### EXERCISE TASK
Select, from the material below, each line with "React" in it.

╭─ PROVIDED MATERIAL

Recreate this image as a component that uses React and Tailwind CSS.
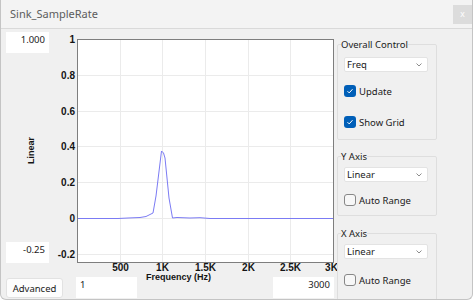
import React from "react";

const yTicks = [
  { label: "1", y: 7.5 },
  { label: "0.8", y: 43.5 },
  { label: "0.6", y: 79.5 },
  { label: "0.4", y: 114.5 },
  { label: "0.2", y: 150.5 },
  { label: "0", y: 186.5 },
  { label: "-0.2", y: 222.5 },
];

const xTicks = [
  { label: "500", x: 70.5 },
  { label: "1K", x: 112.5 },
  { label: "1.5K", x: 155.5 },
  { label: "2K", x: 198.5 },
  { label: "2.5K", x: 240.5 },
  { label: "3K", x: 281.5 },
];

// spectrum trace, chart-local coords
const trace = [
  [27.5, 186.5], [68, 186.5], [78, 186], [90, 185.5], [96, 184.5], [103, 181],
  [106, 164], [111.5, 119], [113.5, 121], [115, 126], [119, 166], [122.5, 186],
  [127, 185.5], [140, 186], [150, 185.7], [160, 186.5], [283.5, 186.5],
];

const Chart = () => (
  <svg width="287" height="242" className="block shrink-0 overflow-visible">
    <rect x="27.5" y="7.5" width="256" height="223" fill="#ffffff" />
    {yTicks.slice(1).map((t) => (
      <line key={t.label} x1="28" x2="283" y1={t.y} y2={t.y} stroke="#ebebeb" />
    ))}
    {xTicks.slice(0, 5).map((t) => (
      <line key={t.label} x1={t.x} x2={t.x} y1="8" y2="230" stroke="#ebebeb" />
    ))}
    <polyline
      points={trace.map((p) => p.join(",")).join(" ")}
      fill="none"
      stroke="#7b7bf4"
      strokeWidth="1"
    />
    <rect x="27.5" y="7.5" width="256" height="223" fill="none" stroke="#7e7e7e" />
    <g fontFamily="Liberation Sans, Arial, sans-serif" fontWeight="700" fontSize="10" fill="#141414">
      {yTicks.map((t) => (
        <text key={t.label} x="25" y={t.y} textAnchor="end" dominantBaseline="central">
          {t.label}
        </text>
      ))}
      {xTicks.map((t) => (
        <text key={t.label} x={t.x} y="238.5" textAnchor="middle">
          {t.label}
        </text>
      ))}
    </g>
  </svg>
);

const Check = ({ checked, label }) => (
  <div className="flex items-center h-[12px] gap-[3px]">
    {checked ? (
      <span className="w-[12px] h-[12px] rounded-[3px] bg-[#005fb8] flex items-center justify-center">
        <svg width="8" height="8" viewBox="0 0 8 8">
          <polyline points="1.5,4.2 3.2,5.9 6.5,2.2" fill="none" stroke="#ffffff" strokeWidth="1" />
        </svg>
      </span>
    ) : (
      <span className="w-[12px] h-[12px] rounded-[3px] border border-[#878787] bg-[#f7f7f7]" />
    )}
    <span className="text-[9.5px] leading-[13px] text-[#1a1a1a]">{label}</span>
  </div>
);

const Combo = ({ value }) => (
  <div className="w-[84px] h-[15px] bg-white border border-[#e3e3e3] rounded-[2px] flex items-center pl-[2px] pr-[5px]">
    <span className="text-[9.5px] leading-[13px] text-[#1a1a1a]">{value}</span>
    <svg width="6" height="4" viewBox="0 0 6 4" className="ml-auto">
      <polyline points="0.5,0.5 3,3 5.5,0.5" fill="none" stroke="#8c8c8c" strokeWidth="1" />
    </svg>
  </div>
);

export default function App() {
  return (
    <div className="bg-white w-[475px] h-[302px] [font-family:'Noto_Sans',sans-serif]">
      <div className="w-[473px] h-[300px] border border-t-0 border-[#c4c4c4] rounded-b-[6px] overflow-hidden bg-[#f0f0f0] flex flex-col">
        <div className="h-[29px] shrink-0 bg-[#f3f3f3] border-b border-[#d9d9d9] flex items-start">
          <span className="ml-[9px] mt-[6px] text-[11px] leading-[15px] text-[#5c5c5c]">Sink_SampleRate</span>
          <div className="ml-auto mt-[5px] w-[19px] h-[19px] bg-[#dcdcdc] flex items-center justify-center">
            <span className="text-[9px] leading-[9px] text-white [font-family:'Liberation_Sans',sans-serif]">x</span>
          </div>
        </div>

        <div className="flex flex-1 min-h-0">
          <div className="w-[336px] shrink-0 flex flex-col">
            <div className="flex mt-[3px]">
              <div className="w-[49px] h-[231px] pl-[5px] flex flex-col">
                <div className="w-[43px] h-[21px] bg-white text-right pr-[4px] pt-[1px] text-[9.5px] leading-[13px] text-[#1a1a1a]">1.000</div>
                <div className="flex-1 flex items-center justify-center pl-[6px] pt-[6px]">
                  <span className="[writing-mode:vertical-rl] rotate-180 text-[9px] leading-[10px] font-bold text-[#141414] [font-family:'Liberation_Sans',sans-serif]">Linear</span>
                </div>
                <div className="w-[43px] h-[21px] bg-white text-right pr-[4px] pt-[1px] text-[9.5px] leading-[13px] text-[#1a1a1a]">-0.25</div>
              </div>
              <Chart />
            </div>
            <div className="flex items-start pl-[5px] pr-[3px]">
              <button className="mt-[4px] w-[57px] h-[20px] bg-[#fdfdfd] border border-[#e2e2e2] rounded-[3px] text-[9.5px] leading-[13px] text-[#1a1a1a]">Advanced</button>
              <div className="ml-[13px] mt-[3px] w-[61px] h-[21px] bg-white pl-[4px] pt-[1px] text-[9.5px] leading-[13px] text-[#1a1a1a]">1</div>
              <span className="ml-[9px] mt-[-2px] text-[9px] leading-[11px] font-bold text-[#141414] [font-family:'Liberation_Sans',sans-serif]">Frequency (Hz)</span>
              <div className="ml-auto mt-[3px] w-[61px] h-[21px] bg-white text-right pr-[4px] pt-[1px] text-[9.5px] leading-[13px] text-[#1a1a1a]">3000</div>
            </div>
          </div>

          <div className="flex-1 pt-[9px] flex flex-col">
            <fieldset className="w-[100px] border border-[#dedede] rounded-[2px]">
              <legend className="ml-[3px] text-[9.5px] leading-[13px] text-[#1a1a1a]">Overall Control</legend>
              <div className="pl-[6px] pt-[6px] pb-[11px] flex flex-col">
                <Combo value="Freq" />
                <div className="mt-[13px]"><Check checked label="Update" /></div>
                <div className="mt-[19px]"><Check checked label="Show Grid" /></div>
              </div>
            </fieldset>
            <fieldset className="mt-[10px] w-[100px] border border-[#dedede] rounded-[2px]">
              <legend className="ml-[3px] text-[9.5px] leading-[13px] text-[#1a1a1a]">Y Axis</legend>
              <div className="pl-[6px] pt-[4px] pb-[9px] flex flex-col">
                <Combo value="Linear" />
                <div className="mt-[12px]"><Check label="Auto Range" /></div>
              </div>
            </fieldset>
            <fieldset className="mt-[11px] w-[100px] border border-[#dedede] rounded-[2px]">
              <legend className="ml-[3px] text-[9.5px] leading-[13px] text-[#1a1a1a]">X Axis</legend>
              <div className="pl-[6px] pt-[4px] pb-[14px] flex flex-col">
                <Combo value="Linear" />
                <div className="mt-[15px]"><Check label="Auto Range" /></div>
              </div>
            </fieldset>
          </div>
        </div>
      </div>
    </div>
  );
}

╰─

### COMPLETE OUTPUT
Recreate this image as a component that uses React and Tailwind CSS.
import React from "react";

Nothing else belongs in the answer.